-- start --

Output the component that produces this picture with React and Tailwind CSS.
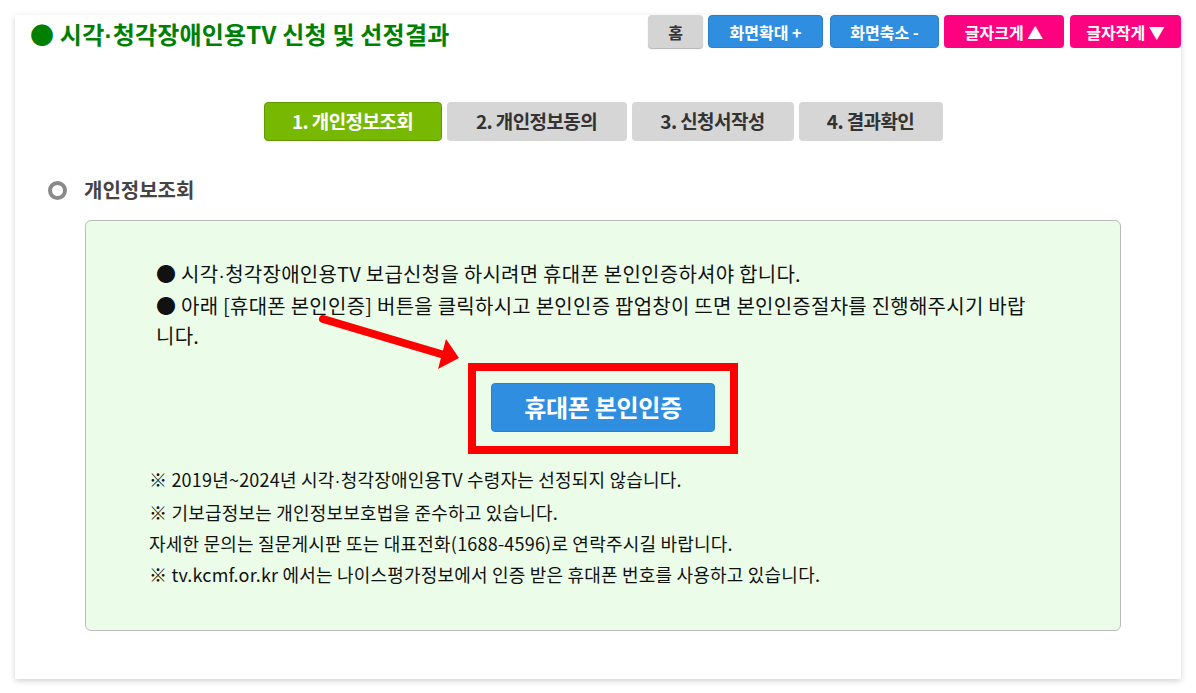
const font = { fontFamily: '"Noto Sans CJK KR", "Noto Sans", sans-serif' };

function Dot() {
  return <span style={{ fontFamily: '"Liberation Sans", sans-serif' }}>·</span>;
}

function TopButton({ children, color }) {
  return (
    <button
      className={`h-[33px] rounded-[4px] text-[16px] font-bold leading-none ${color}`}
    >
      {children}
    </button>
  );
}

const steps = [
  { label: "1. 개인정보조회", active: true, w: "w-[178px]" },
  { label: "2. 개인정보동의", active: false, w: "w-[180px]" },
  { label: "3. 신청서작성", active: false, w: "w-[162px]" },
  { label: "4. 결과확인", active: false, w: "w-[144px]" },
];

export default function App() {
  return (
    <div className="min-h-[693px] bg-white pt-[15px] pl-[15px]" style={font}>
      <div className="w-[1166px] h-[664px] bg-white shadow-[0_2px_6px_rgba(0,0,0,0.18)]">
        {/* header */}
        <div className="flex justify-between items-start">
          <h1 className="pl-[15px] pt-[1px] text-[24px] font-bold text-[#008000] tracking-[0.2px]">
            ● 시각<Dot />청각장애인용TV 신청 및 선정결과
          </h1>
          <div className="flex">
            <TopButton color="w-[55px] bg-[#d4d4d4] text-[#333] shadow-[0_1px_1px_rgba(0,0,0,0.3)]">홈</TopButton>
            <div className="w-[5px]" />
            <TopButton color="w-[115px] bg-[#2f8ee0] text-white border border-[#2a80cc]">화면확대 +</TopButton>
            <div className="w-[7px]" />
            <TopButton color="w-[109px] bg-[#2f8ee0] text-white border border-[#2a80cc]">화면축소 -</TopButton>
            <div className="w-[5px]" />
            <TopButton color="w-[120px] bg-[#ff0080] text-white rounded-[2px]">글자크게 ▲</TopButton>
            <div className="w-[6px]" />
            <TopButton color="w-[111px] bg-[#ff0080] text-white rounded-[2px]">글자작게 ▼</TopButton>
          </div>
        </div>

        {/* steps */}
        <div className="flex justify-center gap-[5px] mt-[48px] pl-[10px]">
          {steps.map((s) => (
            <div
              key={s.label}
              className={`${s.w} h-[39px] flex items-center justify-center rounded-[4px] text-[19px] font-bold tracking-[-0.6px] ${
                s.active
                  ? "bg-[#76b900] text-white border border-[#5f9a00]"
                  : "bg-[#d6d6d6] text-[#333]"
              }`}
            >
              {s.label}
            </div>
          ))}
        </div>

        {/* section title */}
        <div className="flex items-center mt-[34px] pl-[33px]">
          <span className="w-[19px] h-[19px] rounded-full border-[4px] border-[#8a8a8a]" />
          <span className="ml-[17px] text-[20px] font-bold text-[#444]">개인정보조회</span>
        </div>

        {/* green box */}
        <div className="relative mt-[15px] ml-[70px] mr-[60px] h-[411px] rounded-[6px] border border-[#bbbbbb] bg-[#ebfde9]">
          <div className="pt-[38px] pl-[70px] pr-[76px] text-[20px] leading-[30.5px] tracking-[0.25px] text-[#111]">
            <p>● 시각<Dot />청각장애인용TV 보급신청을 하시려면 휴대폰 본인인증하셔야 합니다.</p>
            <p>● 아래 [휴대폰 본인인증] 버튼을 클릭하시고 본인인증 팝업창이 뜨면 본인인증절차를 진행해주시기 바랍니다.</p>
          </div>

          <div className="flex justify-center mt-[11px]">
            <div className="border-[8px] border-[#ff0000] px-[15px] pt-[12px] pb-[14px]">
              <button className="w-[224px] h-[49px] rounded-[4px] bg-[#2f8ee0] border border-[#2a82d0] text-white text-[24px] font-bold tracking-[-0.3px]">
                휴대폰 본인인증
              </button>
            </div>
          </div>

          <div className="pt-[10px] pl-[63px] text-[18px] leading-[31px] text-[#111] tracking-[0.2px]">
            <p>※ 2019년~2024년 시각<Dot />청각장애인용TV 수령자는 선정되지 않습니다.</p>
            <p>※ 기보급정보는 개인정보보호법을 준수하고 있습니다.</p>
            <p>자세한 문의는 질문게시판 또는 대표전화(1688-4596)로 연락주시길 바랍니다.</p>
            <p>※ tv.kcmf.or.kr 에서는 나이스평가정보에서 인증 받은 휴대폰 번호를 사용하고 있습니다.</p>
          </div>

          {/* arrow */}
          <svg
            className="absolute left-[225px] top-[85px] pointer-events-none"
            width="160"
            height="70"
            viewBox="0 0 160 70"
          >
            <line x1="12" y1="13" x2="140" y2="51" stroke="#ff0000" strokeWidth="8" strokeLinecap="round" />
            <polygon points="148,52 135,33 127,63" fill="#ff0000" />
          </svg>
        </div>
      </div>
    </div>
  );
}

-- end --

DESCRIPTION OF THE TASK: Keep every word of the data as it is when you write it out, but drop the pictures.

OUTPUT:
Output the component that produces this picture with React and Tailwind CSS.
const font = { fontFamily: '"Noto Sans CJK KR", "Noto Sans", sans-serif' };

function Dot() {
  return <span style={{ fontFamily: '"Liberation Sans", sans-serif' }}>·</span>;
}

function TopButton({ children, color }) {
  return (
    <button
      className={`h-[33px] rounded-[4px] text-[16px] font-bold leading-none ${color}`}
    >
      {children}
    </button>
  );
}

const steps = [
  { label: "1. 개인정보조회", active: true, w: "w-[178px]" },
  { label: "2. 개인정보동의", active: false, w: "w-[180px]" },
  { label: "3. 신청서작성", active: false, w: "w-[162px]" },
  { label: "4. 결과확인", active: false, w: "w-[144px]" },
];

export default function App() {
  return (
    <div className="min-h-[693px] bg-white pt-[15px] pl-[15px]" style={font}>
      <div className="w-[1166px] h-[664px] bg-white shadow-[0_2px_6px_rgba(0,0,0,0.18)]">
        {/* header */}
        <div className="flex justify-between items-start">
          <h1 className="pl-[15px] pt-[1px] text-[24px] font-bold text-[#008000] tracking-[0.2px]">
            ● 시각<Dot />청각장애인용TV 신청 및 선정결과
          </h1>
          <div className="flex">
            <TopButton color="w-[55px] bg-[#d4d4d4] text-[#333] shadow-[0_1px_1px_rgba(0,0,0,0.3)]">홈</TopButton>
            <div className="w-[5px]" />
            <TopButton color="w-[115px] bg-[#2f8ee0] text-white border border-[#2a80cc]">화면확대 +</TopButton>
            <div className="w-[7px]" />
            <TopButton color="w-[109px] bg-[#2f8ee0] text-white border border-[#2a80cc]">화면축소 -</TopButton>
            <div className="w-[5px]" />
            <TopButton color="w-[120px] bg-[#ff0080] text-white rounded-[2px]">글자크게 ▲</TopButton>
            <div className="w-[6px]" />
            <TopButton color="w-[111px] bg-[#ff0080] text-white rounded-[2px]">글자작게 ▼</TopButton>
          </div>
        </div>

        {/* steps */}
        <div className="flex justify-center gap-[5px] mt-[48px] pl-[10px]">
          {steps.map((s) => (
            <div
              key={s.label}
              className={`${s.w} h-[39px] flex items-center justify-center rounded-[4px] text-[19px] font-bold tracking-[-0.6px] ${
                s.active
                  ? "bg-[#76b900] text-white border border-[#5f9a00]"
                  : "bg-[#d6d6d6] text-[#333]"
              }`}
            >
              {s.label}
            </div>
          ))}
        </div>

        {/* section title */}
        <div className="flex items-center mt-[34px] pl-[33px]">
          <span className="w-[19px] h-[19px] rounded-full border-[4px] border-[#8a8a8a]" />
          <span className="ml-[17px] text-[20px] font-bold text-[#444]">개인정보조회</span>
        </div>

        {/* green box */}
        <div className="relative mt-[15px] ml-[70px] mr-[60px] h-[411px] rounded-[6px] border border-[#bbbbbb] bg-[#ebfde9]">
          <div className="pt-[38px] pl-[70px] pr-[76px] text-[20px] leading-[30.5px] tracking-[0.25px] text-[#111]">
            <p>● 시각<Dot />청각장애인용TV 보급신청을 하시려면 휴대폰 본인인증하셔야 합니다.</p>
            <p>● 아래 [휴대폰 본인인증] 버튼을 클릭하시고 본인인증 팝업창이 뜨면 본인인증절차를 진행해주시기 바랍니다.</p>
          </div>

          <div className="flex justify-center mt-[11px]">
            <div className="border-[8px] border-[#ff0000] px-[15px] pt-[12px] pb-[14px]">
              <button className="w-[224px] h-[49px] rounded-[4px] bg-[#2f8ee0] border border-[#2a82d0] text-white text-[24px] font-bold tracking-[-0.3px]">
                휴대폰 본인인증
              </button>
            </div>
          </div>

          <div className="pt-[10px] pl-[63px] text-[18px] leading-[31px] text-[#111] tracking-[0.2px]">
            <p>※ 2019년~2024년 시각<Dot />청각장애인용TV 수령자는 선정되지 않습니다.</p>
            <p>※ 기보급정보는 개인정보보호법을 준수하고 있습니다.</p>
            <p>자세한 문의는 질문게시판 또는 대표전화(1688-4596)로 연락주시길 바랍니다.</p>
            <p>※ tv.kcmf.or.kr 에서는 나이스평가정보에서 인증 받은 휴대폰 번호를 사용하고 있습니다.</p>
          </div>

          {/* arrow */}
          <svg
            className="absolute left-[225px] top-[85px] pointer-events-none"
            width="160"
            height="70"
            viewBox="0 0 160 70"
          >
            <line x1="12" y1="13" x2="140" y2="51" stroke="#ff0000" strokeWidth="8" strokeLinecap="round" />
            <polygon points="148,52 135,33 127,63" fill="#ff0000" />
          </svg>
        </div>
      </div>
    </div>
  );
}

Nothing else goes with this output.